Copy only what lies from the line containing "What React and" through the line containing "const weeks = [1, 2, 3, 4, 5, 6];" in the entries below, keeping both end lines exact and dropping every picture.
|---|
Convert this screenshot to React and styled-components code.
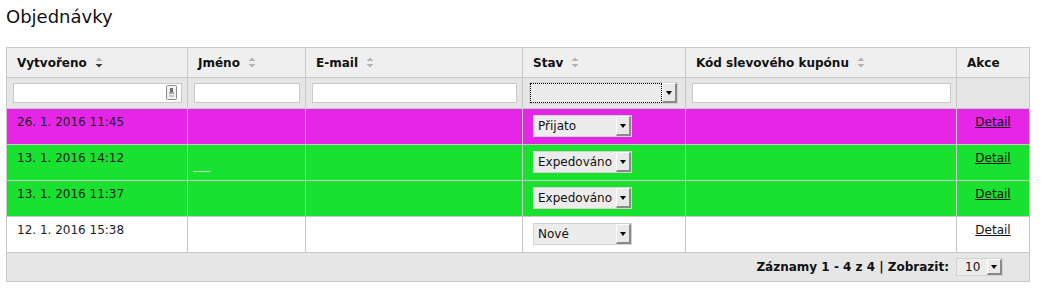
import React from "react";
import styled, { createGlobalStyle } from "styled-components";

const GlobalStyle = createGlobalStyle`
  html, body { margin: 0; padding: 0; background: #fff; }
  body { font-family: "DejaVu Sans", Verdana, sans-serif; font-size: 12px; color: #222; }
`;

const Page = styled.div`
  padding: 6px 6px 0 6px;
`;

const Title = styled.h1`
  margin: 0;
  font-size: 18px;
  font-weight: normal;
  line-height: 21px;
  color: #111;
`;

const Table = styled.table`
  margin-top: 20px;
  width: 1024px;
  table-layout: fixed;
  border-collapse: collapse;
  border: 1px solid #c8c8c8;
`;

const HeadCell = styled.th`
  height: 30px;
  padding: 0 0 0 10px;
  box-sizing: border-box;
  background: #efefef;
  border: 1px solid #c8c8c8;
  text-align: left;
  vertical-align: middle;
  font-weight: bold;
  font-size: 12px;
  color: #111;
  white-space: nowrap;
`;

const HeadInner = styled.span`
  display: inline-flex;
  align-items: center;
  gap: 8px;
`;

const FilterCell = styled.td`
  height: 31px;
  padding: 0 5px 0 6px;
  box-sizing: border-box;
  background: #e6e6e6;
  border: 1px solid #c8c8c8;
  vertical-align: middle;
`;

const InputWrap = styled.div`
  position: relative;
  display: flex;
`;

const TextInput = styled.input`
  width: 100%;
  height: 20px;
  box-sizing: border-box;
  border: 1px solid #c8c8c8;
  background: #fff;
  margin: 0;
  padding: 0 4px;
  font: 12px "DejaVu Sans", sans-serif;
  outline: none;
`;

const CalIcon = styled.svg`
  position: absolute;
  right: 5px;
  top: 2px;
`;

const Row = styled.tr`
  background: ${(p) => p.$bg};
`;

const Cell = styled.td`
  height: 36px;
  box-sizing: border-box;
  padding: 6px 10px 0 10px;
  border: 1px solid #c8c8c8;
  vertical-align: top;
  font-size: 12px;
  line-height: 14px;
  color: #1e1e1e;
  text-align: ${(p) => (p.$center ? "center" : "left")};
  white-space: nowrap;
`;

const DetailLink = styled.a`
  color: #111;
  text-decoration: underline;
  cursor: pointer;
`;

const Blank = styled.span`
  display: block;
  width: 18px;
  margin: 20px 0 0 -5px;
  border-bottom: 1px solid #c8c8c8;
`;

const SelectBox = styled.div`
  display: inline-flex;
  box-sizing: border-box;
  width: ${(p) => p.$w}px;
  height: ${(p) => p.$h}px;
  border: 1px solid #d2d2d2;
  background: #ececec;
  font: 12px "DejaVu Sans", sans-serif;
  color: #111;
  vertical-align: top;
`;

const SelectLabel = styled.span`
  flex: 1;
  display: flex;
  align-items: center;
  padding-left: ${(p) => (p.$pad ?? 4)}px;
  white-space: nowrap;
  overflow: hidden;
  outline: ${(p) => (p.$focus ? "1px dotted #000" : "none")};
  outline-offset: -1px;
`;

const SelectButton = styled.span`
  width: 15px;
  box-sizing: border-box;
  border-top: 1px solid #fff;
  border-left: 1px solid #fff;
  border-right: 2px solid #8a8a8a;
  border-bottom: 2px solid #8a8a8a;
  background: #e9e9e9;
  display: flex;
  align-items: center;
  justify-content: center;
`;

const Arrow = styled.span`
  width: 0;
  height: 0;
  border-left: 3px solid transparent;
  border-right: 3px solid transparent;
  border-top: 4px solid #000;
`;

const FootCell = styled.td`
  height: 29px;
  box-sizing: border-box;
  padding: 0 26px 0 10px;
  background: #e6e6e6;
  border: 1px solid #c8c8c8;
  text-align: right;
  vertical-align: middle;
`;

const FootInner = styled.div`
  display: inline-flex;
  align-items: center;
  gap: 7px;
  font-weight: bold;
  color: #111;
`;

function Select({ value, w, h, focus, pad }) {
  return (
    <SelectBox $w={w} $h={h}>
      <SelectLabel $focus={focus} $pad={pad}>{value}</SelectLabel>
      <SelectButton>
        <Arrow />
      </SelectButton>
    </SelectBox>
  );
}

function SortIcon({ active }) {
  return (
    <svg width="8" height="11" viewBox="0 0 8 11">
      <polygon points="0.5,4 4,0.5 7.5,4" fill="#b4b4b4" />
      <polygon points="0.5,7 4,10.5 7.5,7" fill={active ? "#3a3a3a" : "#b4b4b4"} />
    </svg>
  );
}

const columns = [
  { label: "Vytvořeno", w: 181, sort: true, active: true },
  { label: "Jméno", w: 118, sort: true },
  { label: "E-mail", w: 217, sort: true },
  { label: "Stav", w: 163, sort: true },
  { label: "Kód slevového kupónu", w: 271, sort: true },
  { label: "Akce", w: 73, sort: false },
];

const rows = [
  { date: "26. 1. 2016 11:45", state: "Přijato", bg: "#e626e6" },
  { date: "13. 1. 2016 14:12", state: "Expedováno", bg: "#19e12f", blank: true },
  { date: "13. 1. 2016 11:37", state: "Expedováno", bg: "#19e12f" },
  { date: "12. 1. 2016 15:38", state: "Nové", bg: "#ffffff" },
];

export default function App() {
  return (
    <>
      <GlobalStyle />
      <Page>
        <Title>Objednávky</Title>
        <Table>
          <colgroup>
            {columns.map((c) => (
              <col key={c.label} style={{ width: c.w }} />
            ))}
          </colgroup>
          <thead>
            <tr>
              {columns.map((c) => (
                <HeadCell key={c.label}>
                  <HeadInner>
                    {c.label}
                    {c.sort && <SortIcon active={c.active} />}
                  </HeadInner>
                </HeadCell>
              ))}
            </tr>
            <tr>
              <FilterCell>
                <InputWrap>
                  <TextInput />
                  <CalIcon width="11" height="15" viewBox="0 0 11 15">
                    <rect x="0.5" y="0.5" width="10" height="14" rx="1" fill="#f2f2f2" stroke="#8c8c8c" />
                    <rect x="4" y="3" width="3" height="4" fill="#6e6e6e" />
                    <rect x="3" y="7" width="5" height="2" fill="#a0a0a0" />
                    <rect x="3" y="10" width="5" height="2" fill="#c4c4c4" />
                  </CalIcon>
                </InputWrap>
              </FilterCell>
              <FilterCell>
                <TextInput />
              </FilterCell>
              <FilterCell>
                <TextInput />
              </FilterCell>
              <FilterCell>
                <Select value="" w={149} h={22} focus pad={0} />
              </FilterCell>
              <FilterCell>
                <TextInput />
              </FilterCell>
              <FilterCell />
            </tr>
          </thead>
          <tbody>
            {rows.map((r, i) => (
              <Row key={i} $bg={r.bg}>
                <Cell>{r.date}</Cell>
                <Cell>{r.blank && <Blank />}</Cell>
                <Cell />
                <Cell>
                  <Select value={r.state} w={99} h={22} />
                </Cell>
                <Cell />
                <Cell $center>
                  <DetailLink>Detail</DetailLink>
                </Cell>
              </Row>
            ))}
          </tbody>
          <tfoot>
            <tr>
              <FootCell colSpan={6}>
                <FootInner>
                  Záznamy 1 - 4 z 4 | Zobrazit:
                  <Select value="10" w={47} h={18} pad={8} />
                </FootInner>
              </FootCell>
            </tr>
          </tfoot>
        </Table>
      </Page>
    </>
  );
}
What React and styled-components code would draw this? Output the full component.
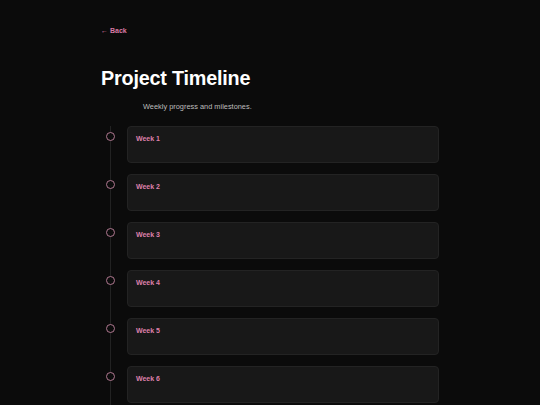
import styled, { createGlobalStyle } from "styled-components";

const GlobalStyle = createGlobalStyle`
  html, body {
    margin: 0;
    padding: 0;
    background: #0b0b0b;
    font-family: "Liberation Sans", Arial, sans-serif;
  }
`;

const Page = styled.div`
  min-height: 405px;
  background: #0b0b0b;
  overflow: hidden;
`;

const Container = styled.div`
  width: 338px;
  margin: 0 auto;
  padding-top: 19px;
`;

const BackLink = styled.a`
  display: inline-block;
  color: #d97aa5;
  font-size: 7px;
  font-weight: 600;
  line-height: 10px;
  text-decoration: none;
  cursor: pointer;
`;

const Title = styled.h1`
  margin: 28px 0 0;
  color: #ffffff;
  font-size: 19.8px;
  font-weight: 700;
  line-height: 26px;
  letter-spacing: -0.2px;
`;

const Subtitle = styled.p`
  margin: 11px 0 0 42px;
  color: #bdbdbd;
  font-size: 7.4px;
  line-height: 10px;
`;

const Timeline = styled.div`
  position: relative;
  margin-top: 14px;
  display: flex;
  flex-direction: column;
  gap: 11px;

  &::before {
    content: "";
    position: absolute;
    left: 9px;
    top: 0;
    bottom: -40px;
    width: 1px;
    background: #222222;
  }
`;

const Item = styled.div`
  position: relative;
  display: flex;
  align-items: flex-start;
  padding-left: 26px;
`;

const Dot = styled.span`
  position: absolute;
  left: 5px;
  top: 6px;
  width: 7px;
  height: 7px;
  border: 1.3px solid #b07890;
  border-radius: 50%;
  background: #0b0b0b;
`;

const Card = styled.div`
  flex: 1;
  height: 37px;
  box-sizing: border-box;
  padding: 7px 8px;
  background: #181818;
  border: 1px solid #232323;
  border-radius: 4px;
`;

const WeekLabel = styled.div`
  color: #df80ab;
  font-size: 7px;
  font-weight: 700;
  line-height: 9px;
`;

const weeks = [1, 2, 3, 4, 5, 6];

export default function App() {
  return (
    <Page>
      <GlobalStyle />
      <Container>
        <BackLink>← Back</BackLink>
        <Title>Project Timeline</Title>
        <Subtitle>Weekly progress and milestones.</Subtitle>
        <Timeline>
          {weeks.map((w) => (
            <Item key={w}>
              <Dot />
              <Card>
                <WeekLabel>Week {w}</WeekLabel>
              </Card>
            </Item>
          ))}
        </Timeline>
      </Container>
    </Page>
  );
}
|---|
WRITTEN RESPONSE:
What React and styled-components code would draw this? Output the full component.
import styled, { createGlobalStyle } from "styled-components";

const GlobalStyle = createGlobalStyle`
  html, body {
    margin: 0;
    padding: 0;
    background: #0b0b0b;
    font-family: "Liberation Sans", Arial, sans-serif;
  }
`;

const Page = styled.div`
  min-height: 405px;
  background: #0b0b0b;
  overflow: hidden;
`;

const Container = styled.div`
  width: 338px;
  margin: 0 auto;
  padding-top: 19px;
`;

const BackLink = styled.a`
  display: inline-block;
  color: #d97aa5;
  font-size: 7px;
  font-weight: 600;
  line-height: 10px;
  text-decoration: none;
  cursor: pointer;
`;

const Title = styled.h1`
  margin: 28px 0 0;
  color: #ffffff;
  font-size: 19.8px;
  font-weight: 700;
  line-height: 26px;
  letter-spacing: -0.2px;
`;

const Subtitle = styled.p`
  margin: 11px 0 0 42px;
  color: #bdbdbd;
  font-size: 7.4px;
  line-height: 10px;
`;

const Timeline = styled.div`
  position: relative;
  margin-top: 14px;
  display: flex;
  flex-direction: column;
  gap: 11px;

  &::before {
    content: "";
    position: absolute;
    left: 9px;
    top: 0;
    bottom: -40px;
    width: 1px;
    background: #222222;
  }
`;

const Item = styled.div`
  position: relative;
  display: flex;
  align-items: flex-start;
  padding-left: 26px;
`;

const Dot = styled.span`
  position: absolute;
  left: 5px;
  top: 6px;
  width: 7px;
  height: 7px;
  border: 1.3px solid #b07890;
  border-radius: 50%;
  background: #0b0b0b;
`;

const Card = styled.div`
  flex: 1;
  height: 37px;
  box-sizing: border-box;
  padding: 7px 8px;
  background: #181818;
  border: 1px solid #232323;
  border-radius: 4px;
`;

const WeekLabel = styled.div`
  color: #df80ab;
  font-size: 7px;
  font-weight: 700;
  line-height: 9px;
`;

const weeks = [1, 2, 3, 4, 5, 6];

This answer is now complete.